The Dassault Rafale is a powerful French twin-engine delta-wing multi-role jet fighter aircraft designed and built by Dassault Aviation.It is called an "omnirole" fighter by its manufacturer.
Introduced in the year 2000, the Rafale is being produced both for land-based use with the French Air Force and for carrier-based operations with the French Navy. It has also been marketed for export to several countries.
The Great Rafale features a delta wing combined with active integrated (close-coupled) canard to maximize maneuverability, while withstanding 9 g or −3.6 g and maintaining stability in flight.

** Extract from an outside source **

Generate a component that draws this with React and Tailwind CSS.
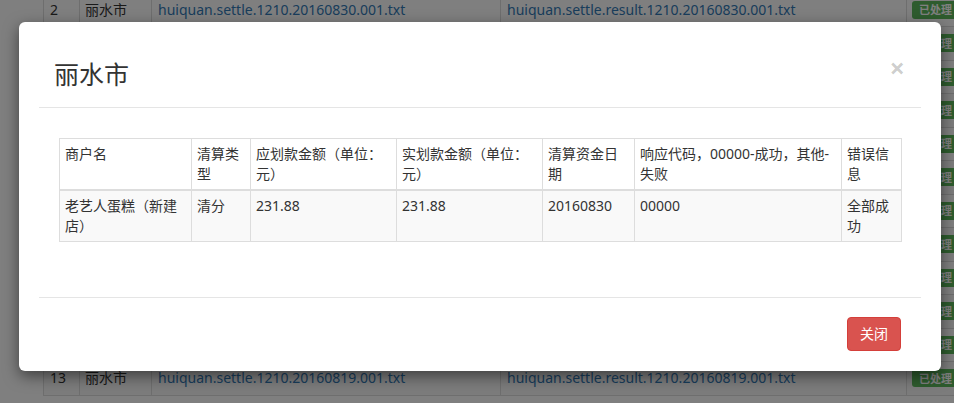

The canard also reduces landing speed to 115 knots (213 km/h; 132 mph). According to internal sources (Les essais en vol du Rafale) low speed limit is 100 knots (190 km/h; 120 mph), but 80 knots (150 km/h; 92 mph) is sometimes demonstrated during airshows by pilots willing to showcase "low speed qualities of the aircraft".
"A minimum of 15 kt have been reached during simulated combat vs a Mirage 2000 by an aggressive pilot." The aircraft can operate from 400-metre (1,300 ft) runways.
To reduce the radar profile, extensive use of composite materials and serrated patterns on the trailing edges of the wings and canards have been incorperated on the Rafale
In the late 1970s, the French Air Force and Navy were seeking replacements for its aircraft. To save development costs, France agreed with four other nations to produce an air dominance fighter, but subsequent disagreements led to a split.
To satisfy stringent criteria formulated by the Ministry of Defense, Dassault built a technology demonstrator to prove the viability of its new product.